In a comment letter to the SEC, George Yungmann, vice president of financial standards for the National Association of Real Estate Investment Trusts, wrote that the trade group’s members were concerned about redundant disclosures in the financial-statement footnotes and in the MD&A that “may be misunderstood by users of the documents.” Overreporting, added Yungmann, could result in lengthy disclosures that evolve into boilerplate, marring the market’s ability “to discern those financial matters which are most relevant and meaningful.”
In addition, some CFOs maintain that the value of off-balance-sheet transactions must also reflect the additional time and resources that their companies must spend on these new MD&A disclosures.
The SEC’s Regulation G
A sweeping rule, Regulation G governs all public disclosure, including corporate press releases and SEC filings. (Read the text of the proposed rule.)
Like the proposed MD&A rule, Regulation G is the practical result of a Sarbanes-Oxley directive — specifically, Section 401(b) — and will also be made final on January 26. Regulation G is an “entirely new framework for regulating public disclosure of financial data” that is not part of generally accepted accounting principles (GAAP), said attorney Morton Pierce, chairman of the M&A practice at Dewey Ballantine, in a December report.
The proposed regulation would require CFOs to bolster any non-GAAP financial measures released to the public by including comparable financial measures calculated and presented in accordance with GAAP, and a reconciliation statement pegged to the appropriate GAAP measures.
Non-GAAP measures, in this case, include EBITDA (earnings before interest, taxes, depreciation and amortization). They also include pro forma concepts such as operating cash flow per share, as well as recurring or core earnings that exclude expenses or other charges because they are non-cash.
The SEC’s distaste for pro forma reporting dates back at least to 1973, when the commission issued Accounting Series Release No. 142, warning of possible investor confusion from the use of non-GAAP financial measures. Sarbanes-Oxley, however, finally sparked the codification of this concern.
The SEC’s Form 8-K
As part of its Sarbanes-Oxley mandate, the commission is also proposing to rewrite the rules governing Form 8-K to include a new Item 1.04, “Results of Operations and Financial Conditions.” (Read the text of the proposed rule.)
Companies would be required to file all press releases and other public announcements, whenever they include material, non-public information about the company’s results of operations or financial condition, in their 8-Ks. Filing would be required within two days following the public disclosure of the information.
The snag, say some CFOs, is that existing rules prohibit the inclusion of pro forma measures in 8-Ks — meaning that pro forma metrics would have to be stripped from press releases if the current proposal is not amended.
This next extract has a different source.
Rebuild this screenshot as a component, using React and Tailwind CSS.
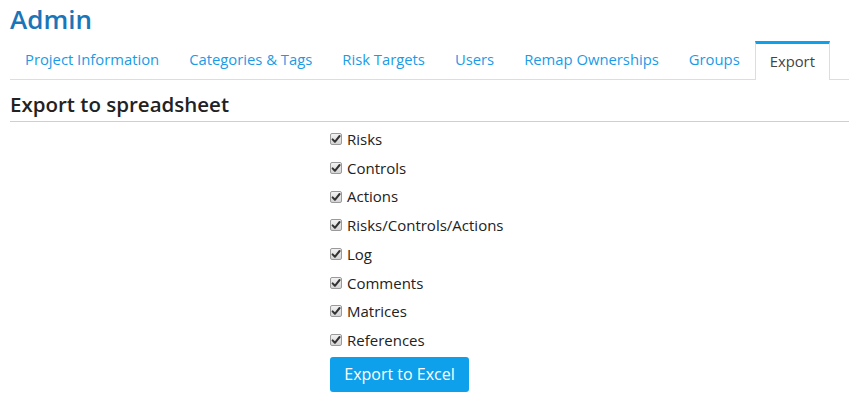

Could this be the death of pro forma? Its opponents say, better late than never.
FASB’s Rules on Consolidation of VIEs
By mid-January FASB expects to finalize strict new rules for what it now calls variable interest entities, the vehicles typically used to remove assets and debt from company balance sheets. (Read FASB’s summary of the draft interpretation.) These entities are often created for a single purpose — for example, to facilitate securitization, leasing, hedging, research and development, or reinsurance.
(Editor’s note: On January 16 FASB finalized Interpretation No. 46, Consolidation of Variable Interest Entities. You may download the full text of the interpretation by visiting FASB’s web site.)
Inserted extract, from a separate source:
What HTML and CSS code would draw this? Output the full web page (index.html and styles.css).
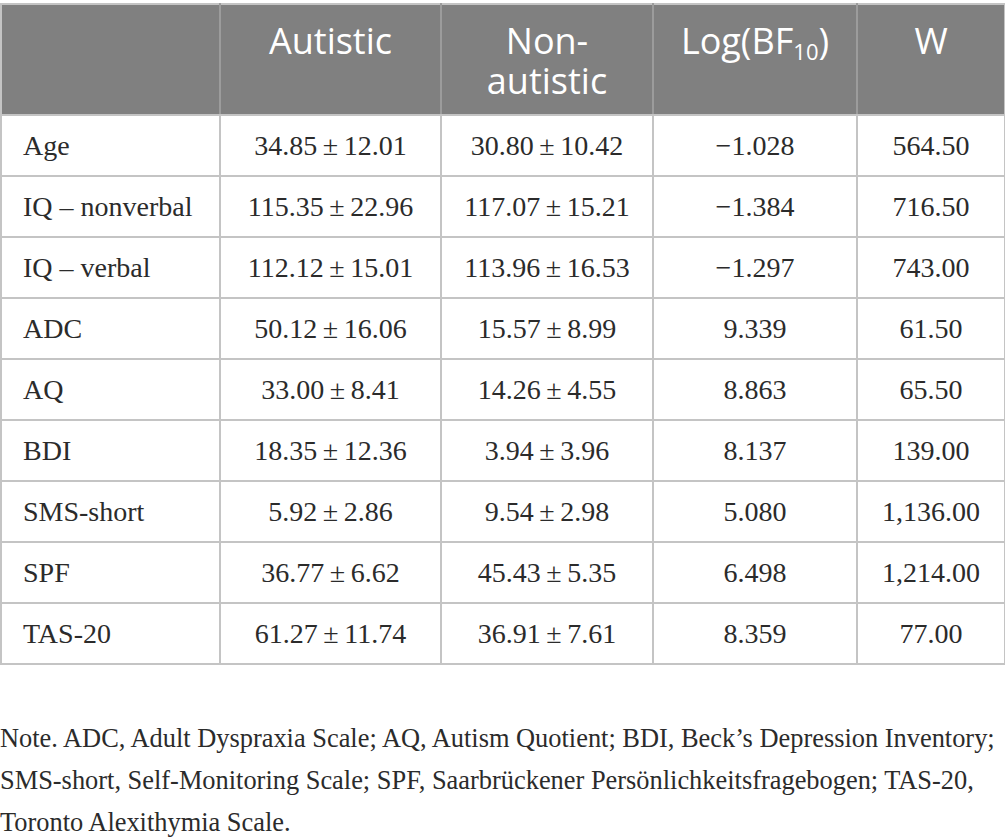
FILE: index.html
```html
<!DOCTYPE html>
<html lang="en">
<head>
<meta charset="utf-8">
<title>Participant characteristics</title>
<link rel="stylesheet" href="styles.css">
</head>
<body>
<div class="page">
<table class="data">
  <colgroup>
    <col class="c1"><col class="c2"><col class="c3"><col class="c4"><col class="c5">
  </colgroup>
  <thead>
    <tr>
      <th></th>
      <th>Autistic</th>
      <th>Non-<br>autistic</th>
      <th>Log(BF<sub>10</sub>)</th>
      <th>W</th>
    </tr>
  </thead>
  <tbody>
    <tr><td>Age</td><td>34.85&#8201;±&#8201;12.01</td><td>30.80&#8201;±&#8201;10.42</td><td>−1.028</td><td>564.50</td></tr>
    <tr><td>IQ – nonverbal</td><td>115.35&#8201;±&#8201;22.96</td><td>117.07&#8201;±&#8201;15.21</td><td>−1.384</td><td>716.50</td></tr>
    <tr><td>IQ – verbal</td><td>112.12&#8201;±&#8201;15.01</td><td>113.96&#8201;±&#8201;16.53</td><td>−1.297</td><td>743.00</td></tr>
    <tr><td>ADC</td><td>50.12&#8201;±&#8201;16.06</td><td>15.57&#8201;±&#8201;8.99</td><td>9.339</td><td>61.50</td></tr>
    <tr><td>AQ</td><td>33.00&#8201;±&#8201;8.41</td><td>14.26&#8201;±&#8201;4.55</td><td>8.863</td><td>65.50</td></tr>
    <tr><td>BDI</td><td>18.35&#8201;±&#8201;12.36</td><td>3.94&#8201;±&#8201;3.96</td><td>8.137</td><td>139.00</td></tr>
    <tr><td>SMS-short</td><td>5.92&#8201;±&#8201;2.86</td><td>9.54&#8201;±&#8201;2.98</td><td>5.080</td><td>1,136.00</td></tr>
    <tr><td>SPF</td><td>36.77&#8201;±&#8201;6.62</td><td>45.43&#8201;±&#8201;5.35</td><td>6.498</td><td>1,214.00</td></tr>
    <tr><td>TAS-20</td><td>61.27&#8201;±&#8201;11.74</td><td>36.91&#8201;±&#8201;7.61</td><td>8.359</td><td>77.00</td></tr>
  </tbody>
</table>
<p class="note">Note. ADC, Adult Dyspraxia Scale; AQ, Autism Quotient; BDI, Beck’s Depression Inventory;<br>SMS-short, Self-Monitoring Scale; SPF, Saarbrückener Persönlichkeitsfragebogen; TAS-20,<br>Toronto Alexithymia Scale.</p>
</div>
</body>
</html>
```

FILE: styles.css
```css
html, body {
  margin: 0;
  padding: 0;
  background: #ffffff;
}

.page {
  padding-top: 3px;
  width: 1005px;
}

.data {
  width: 1004px;
  border-collapse: collapse;
  table-layout: fixed;
  font-family: "Liberation Serif", "Times New Roman", serif;
  font-size: 28px;
  color: #2b2b2b;
}

.c1 { width: 219px; }
.c2 { width: 221px; }
.c3 { width: 212px; }
.c4 { width: 204px; }
.c5 { width: 148px; }

.data th {
  background: #808080;
  color: #ffffff;
  font-family: "Open Sans", "Noto Sans", sans-serif;
  font-weight: 400;
  font-size: 36px;
  line-height: 40px;
  vertical-align: top;
  text-align: center;
  padding: 16px 6px 13px;
  border-top: 2px solid #c4c4c4;
  border-bottom: 2px solid #c4c4c4;
  border-left: 2px solid #9c9c9c;
  border-right: 2px solid #9c9c9c;
}

.data th:first-child {
  border-left: 2px solid #c4c4c4;
}

.data th:last-child {
  border-right: 2px solid #c4c4c4;
}

.data th sub {
  font-size: 22px;
  line-height: 0;
  vertical-align: -6px;
}

.data td {
  height: 59px;
  padding: 0 6px;
  border: 2px solid #c4c4c4;
  font-family: "Liberation Serif", "Times New Roman", serif;
  font-size: 28px;
  text-align: center;
  vertical-align: middle;
  white-space: nowrap;
}

.data td:first-child {
  text-align: left;
  padding-left: 21px;
}

.note {
  margin: 52px 0 0;
  font-family: "Liberation Serif", "Times New Roman", serif;
  font-size: 26.4px;
  line-height: 42px;
  white-space: nowrap;
  color: #2b2b2b;
}
```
The proposal aims to ensure that unconsolidated VIEs are truly independent from their sponsoring companies (also called “primary beneficiaries” by FASB). A VIE would be subject to consolidation if either of two conditions were to exist.
The first condition is that “the total equity investment at risk is not sufficient to permit the entity to finance its activities without additional subordinated financial support.” Generally this investment requirement of outside third parties, currently 3 percent, has been raised to 10 percent, though a lesser investment can be demonstrated sufficient if it meets certain specified criteria.
The second condition is that the equity investors lack a “controlling financial interest.” This lack would be established in any one of three ways: Either the investors could not make decisions regarding the entity through voting rights or some similar means, or the investors would not be obliged to absorb any expected losses of the entity, or they would not be entitled to any expected residual return.
Advocates of the rule maintain that FASB’s intent is to require consolidation only if VIEs do not effectively disperse the risks among the parties involved. For that reason, “qualifying” entities that meet the criteria of FAS 140 won’t be affected by the proposal, says Tom Glynn, an attorney with Wolf, Block, Schorr and Solis-Cohen.
Likewise, entities associated with more-traditional securitizations, such as those that use credit-card receivables, auto-lease receivables, or mortgages as collateral for asset-backed securities, will not be burdened by the rule change. (Read more about these traditional entities in our article “Reining in SPEs.”)
Critics argue that the proposed interpretation will distort financial statements because it is too complex to apply consistently, and therefore will be a breeding ground for loopholes. They also cite accounting and economic consequences, including inappropriate consolidation of VIEs that do, in fact, disperse risk effectively; the elimination of synthetic leases; and impaired capital flow that will result in higher costs to lessees, customers, and borrowers.
The rule will apply immediately to VIEs created after the final interpretation is issued in January. Public companies will apply the rule to existing VIEs as of the beginning of the first reporting period (interim or annual) after June 15.
FASB’s Interpretation on Loan Guarantees
Passed on November 25, 2002, this new interpretation, FIN No. 45, tightens disclosure rules for loan guarantees and requires companies to record certain liabilities before they are incurred.
The interpretation, which expands on the accounting guidance of FAS 5, 57, and 107, instructs companies to recognize loan-guarantee liabilities, at their market value, at the time the guarantee is issued. Previously, loan guarantees were kept off a company’s balance sheet until the company was required to honor them. The value of the guarantees must be disclosed in interim and annual financial statements.
The new rule would apply to letters of standby credit and to manufacturer’s recourse loans. It would not apply to guarantees issued by insurance companies, to guarantees accounted for as derivatives, to product warranties, or to lessees’ residual value guarantees embedded in capital leases.